* _BRIEF_:
Search the listing below for "components". Copy each matching line.

* _DATA SHOWN_:
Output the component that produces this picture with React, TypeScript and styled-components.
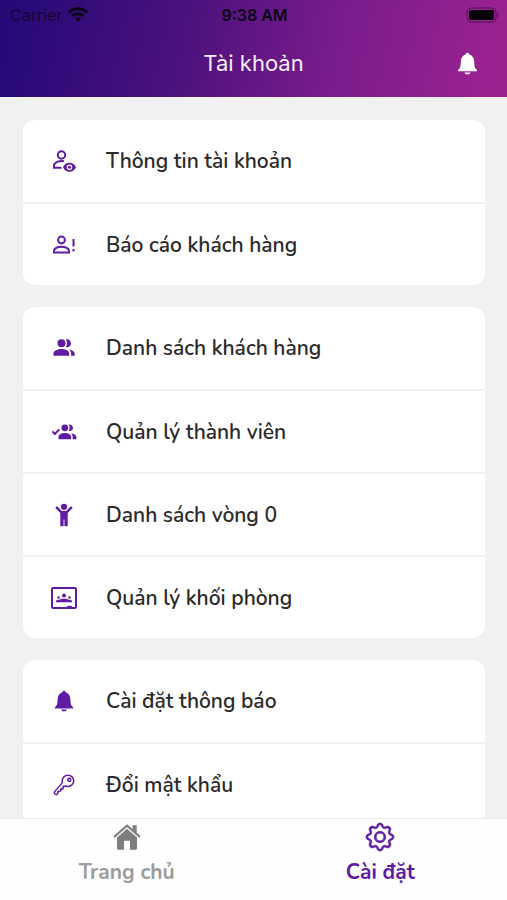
import React from "react";
import styled, { createGlobalStyle } from "styled-components";
import { BsGear } from "react-icons/bs";
import { IoKeyOutline } from "react-icons/io5";

const PURPLE = "#5f1ba3";

const GlobalStyle = createGlobalStyle`
  *, *::before, *::after { box-sizing: border-box; }
  body { margin: 0; background: #f1f1f1; }
  button { border: 0; padding: 0; margin: 0; background: none; font: inherit; color: inherit; cursor: pointer; }
`;

const Screen = styled.div`
  display: flex;
  flex-direction: column;
  height: 100vh;
  background: #f1f1f1;
  color: #2b2b2b;
  font-family: "Nunito", "Lato", sans-serif;
`;

const Header = styled.header`
  flex: none;
  background: linear-gradient(102deg, #270a78 4%, #4b117c 36%, #7a1c8c 66%, #9c2291 98%);
  font-family: "Inter", "Roboto", sans-serif;
`;

const StatusBar = styled.div`
  display: grid;
  grid-template-columns: 1fr auto 1fr;
  align-items: center;
  height: 29px;
  padding: 0 8px 0 10px;
  color: #0b0414;
  font-size: 16px;
  line-height: 20px;
`;

const Carrier = styled.div`
  display: flex;
  align-items: center;
  gap: 6px;
`;

const CarrierName = styled.span`
  opacity: 0.7;
`;

const Clock = styled.time`
  font-weight: 600;
`;

const Battery = styled.svg`
  justify-self: end;
`;

const TitleBar = styled.div`
  display: grid;
  grid-template-columns: 1fr auto 1fr;
  align-items: center;
  height: 68px;
  padding: 0 28px;
`;

const Title = styled.h1`
  grid-column: 2;
  margin: 0;
  color: #f6effa;
  font-size: 22px;
  font-weight: 400;
  line-height: 28px;
`;

const BellButton = styled.button`
  display: flex;
  justify-self: end;
  && { color: #fff; }
`;

const Content = styled.main`
  flex: 1;
  min-height: 0;
  overflow: hidden auto;
  scrollbar-width: none;
  display: flex;
  flex-direction: column;
  gap: 22px;
  padding: 23px 22px 23px 23px;
`;

const Card = styled.section`
  flex: none;
  border-radius: 12px;
  background: #fff;
  overflow: hidden;
`;

const Row = styled.button`
  && {
    display: grid;
    grid-template-columns: 26px 1fr;
    align-items: center;
    gap: 29px;
    width: 100%;
    height: 82px;
    padding: 0 28px;
    font-size: 21px;
    font-weight: 600;
    line-height: 28px;
    text-align: left;
  }
  && + && {
    height: 83px;
    border-top: 2px solid #f1f1f1;
  }
`;

const RowIcon = styled.span`
  display: flex;
  justify-content: center;
  color: ${PURPLE};
`;

const TabBar = styled.nav`
  flex: none;
  display: grid;
  grid-template-columns: 1fr 1fr;
  height: 82px;
  border-top: 1px solid #e9e8e6;
  background: #fefefe;
`;

const Tab = styled.button<{ $active?: boolean }>`
  && {
    display: flex;
    flex-direction: column;
    align-items: center;
    gap: 7px;
    padding-top: 4px;
    color: ${(p) => (p.$active ? PURPLE : "#9c9c9c")};
    font-size: 21px;
    font-weight: 700;
    line-height: 28px;
  }
  svg { color: ${(p) => (p.$active ? PURPLE : "#7e7e7e")}; }
`;

const BellIcon = ({ size = 24 }: { size?: number }) => (
  <svg width={size} height={size} viewBox="0 0 24 24" fill="currentColor" aria-hidden="true">
    <path d="M12 .8c-1 0-1.700.700-1.800 1.600C7.200 3.300 5.400 5.900 5.100 9.300L4.800 13.500c-.2 2.400-.9 3.900-2.700 5.200v1.400h19.800v-1.400c-1.800-1.300-2.500-2.800-2.700-5.200L18.900 9.300c-.3-3.400-2.100-6-5.100-6.900C13.700 1.500 13 .8 12 .8z" />
    <path d="M8.800 21.300h6.400c-.4 1.300-1.700 2.100-3.200 2.100s-2.800-.8-3.200-2.100z" />
  </svg>
);

const PersonEyeIcon = () => (
  <svg width="26" height="26" viewBox="0 0 26 26" fill="none" stroke="currentColor" strokeWidth="2" aria-hidden="true">
    <circle cx="10.500" cy="7" r="3.700" />
    <path d="M13 13.200C8.500 12.300 3 14.300 3 17.800v2h7.500" />
    <path fill="currentColor" stroke="none" fillRule="evenodd" d="M18.500 14.800c3 0 5.500 1.800 6.500 4.500-1 2.700-3.500 4.500-6.500 4.500S13 22 12 19.300c1-2.700 3.500-4.500 6.500-4.500zm0 1.700a2.800 2.800 0 1 0 0 5.600 2.800 2.800 0 0 0 0-5.600z" />
    <circle cx="18.500" cy="19.300" r="1.500" fill="currentColor" stroke="none" />
  </svg>
);

const PersonAlertIcon = () => (
  <svg width="26" height="26" viewBox="0 0 26 26" fill="none" stroke="currentColor" strokeWidth="2" aria-hidden="true">
    <circle cx="10.500" cy="8" r="3.400" />
    <path d="M3 20.500v-1.800c0-2.500 4-4 7.500-4s7.500 1.500 7.500 4v1.800z" />
    <path d="M22.500 7v7.500M22.500 17v2.400" />
  </svg>
);

const PeopleIcon = () => (
  <svg width="26" height="26" viewBox="0 0 26 26" fill="currentColor" aria-hidden="true">
    <circle cx="10.500" cy="8.200" r="4" />
    <path d="M2.500 20.700v-2.100c0-3 4.300-4.500 8-4.500s7.700 1.500 7.700 4.500v2.100z" />
    <path d="M14.800 4.400c2.500-.9 5.200 1 5.200 3.800s-2.700 4.700-5.200 3.800c1.600-2.300 1.600-5.300 0-7.600z" />
    <path d="M18 14.400c3 .6 5.700 2 5.700 4.300v2h-3.600v-2.100c0-1.700-.8-3.200-2.100-4.200z" />
  </svg>
);

const CheckPeopleIcon = () => (
  <svg width="26" height="26" viewBox="0 0 26 26" fill="currentColor" aria-hidden="true">
    <path d="M1.500 12.300l2.300 2.700 4.500-4.600" fill="none" stroke="currentColor" strokeWidth="2" />
    <circle cx="13.800" cy="8.800" r="3.400" />
    <path d="M7.500 20.200v-2.100c0-2.600 3.400-4 6.400-4s6.300 1.400 6.300 4v2.100z" />
    <path d="M17.600 5.600c2-.6 4.400.8 4.400 3.200s-2.400 3.800-4.400 3.200c1.400-1.900 1.400-4.500 0-6.400z" />
    <path d="M20 14.200c2.800.4 5.400 1.700 5.400 3.900v2.100h-3.700v-2.100c0-1.600-.6-2.900-1.700-3.900z" />
  </svg>
);

const ChildIcon = () => (
  <svg width="26" height="26" viewBox="0 0 26 26" fill="currentColor" aria-hidden="true">
    <circle cx="13" cy="4.800" r="3.100" />
    <path d="M5.800 5.700l4 4c1.900 1.100 4.500 1.100 6.400 0l4-4" fill="none" stroke="currentColor" strokeWidth="2.400" strokeLinecap="round" />
    <path d="M9.300 9h7.400v14.200c0 .6-.4 1-1 1h-1.300c-.6 0-1-.4-1-1V17.500h-.8v5.700c0 .6-.4 1-1 1h-1.300c-.6 0-1-.4-1-1z" />
  </svg>
);

const RoomIcon = () => (
  <svg width="26" height="22" viewBox="0 0 26 22" fill="currentColor" aria-hidden="true">
    <rect x="1" y="1" width="24" height="20" rx="1" fill="none" stroke="currentColor" strokeWidth="2" />
    <circle cx="13" cy="8.500" r="1.900" />
    <circle cx="7.500" cy="10.500" r="1.200" />
    <circle cx="18.500" cy="10.500" r="1.200" />
    <path d="M5 15.200v-1c0-1 1.600-1.600 3.500-1.400 1.200-1.400 7.800-1.400 9 0 1.900-.2 3.500.4 3.500 1.400v1z" />
    <path d="M15.500 21c0-1.500.8-2.300 2-2.300h2c1.200 0 2 .8 2 2.300z" />
  </svg>
);

const HomeIcon = () => (
  <svg width="28" height="28" viewBox="0 0 28 28" fill="currentColor" aria-hidden="true">
    <path d="M1 14L14 2.700 27 14" fill="none" stroke="currentColor" strokeWidth="2.200" />
    <path d="M19.500 2.200h4.200v8l-4.200-3.700z" />
    <path d="M14 5.700l10 8.800v10.700c0 .9-.6 1.500-1.500 1.500H17v-9h-6v9H5.500c-.9 0-1.500-.6-1.500-1.500V14.500z" />
  </svg>
);

const WifiIcon = () => (
  <svg width="20" height="15" viewBox="0 0 20 15" fill="none" stroke="currentColor" strokeWidth="3" aria-hidden="true">
    <path d="M1 5.300c5-4.700 13-4.700 18 0" />
    <path d="M4.300 9c3.200-3 8.200-3 11.400 0" />
    <path d="M10 14.800l-3.200-3.300c1.700-1.500 4.700-1.500 6.400 0z" fill="currentColor" stroke="none" />
  </svg>
);

const groups: { label: string; icon: React.ReactNode }[][] = [
  [
    { label: "Thông tin tài khoản", icon: <PersonEyeIcon /> },
    { label: "Báo cáo khách hàng", icon: <PersonAlertIcon /> },
  ],
  [
    { label: "Danh sách khách hàng", icon: <PeopleIcon /> },
    { label: "Quản lý thành viên", icon: <CheckPeopleIcon /> },
    { label: "Danh sách vòng 0", icon: <ChildIcon /> },
    { label: "Quản lý khối phòng", icon: <RoomIcon /> },
  ],
  [
    { label: "Cài đặt thông báo", icon: <BellIcon size={22} /> },
    { label: "Đổi mật khẩu", icon: <IoKeyOutline size={24} /> },
  ],
];

export default function App() {
  return (
    <Screen>
      <GlobalStyle />
      <Header>
        <StatusBar>
          <Carrier>
            <CarrierName>Carrier</CarrierName>
            <WifiIcon />
          </Carrier>
          <Clock>9:38 AM</Clock>
          <Battery width="33" height="16" viewBox="0 0 33 16" aria-label="Pin">
            <rect x="1" y="1" width="29" height="14" rx="4" fill="none" stroke="#0b0414" strokeOpacity="0.5" />
            <rect x="3" y="3" width="25" height="10" rx="2" fill="#050108" />
            <path d="M31 5.500c1.600.6 1.600 4.400 0 5z" fill="#0b0414" fillOpacity="0.5" />
          </Battery>
        </StatusBar>
        <TitleBar>
          <Title>Tài khoản</Title>
          <BellButton type="button" aria-label="Thông báo">
            <BellIcon size={23} />
          </BellButton>
        </TitleBar>
      </Header>
      <Content>
        {groups.map((rows) => (
          <Card key={rows[0].label}>
            {rows.map((row) => (
              <Row key={row.label} type="button">
                <RowIcon>{row.icon}</RowIcon>
                <span>{row.label}</span>
              </Row>
            ))}
          </Card>
        ))}
      </Content>
      <TabBar>
        <Tab type="button">
          <HomeIcon />
          Trang chủ
        </Tab>
        <Tab type="button" $active aria-current="page">
          <BsGear size={28} stroke="currentColor" strokeWidth={0.4} overflow="visible" />
          Cài đặt
        </Tab>
      </TabBar>
    </Screen>
  );
}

* _ANSWER TO THE PROBLEM_:
Output the component that produces this picture with React, TypeScript and styled-components.
import styled, { createGlobalStyle } from "styled-components";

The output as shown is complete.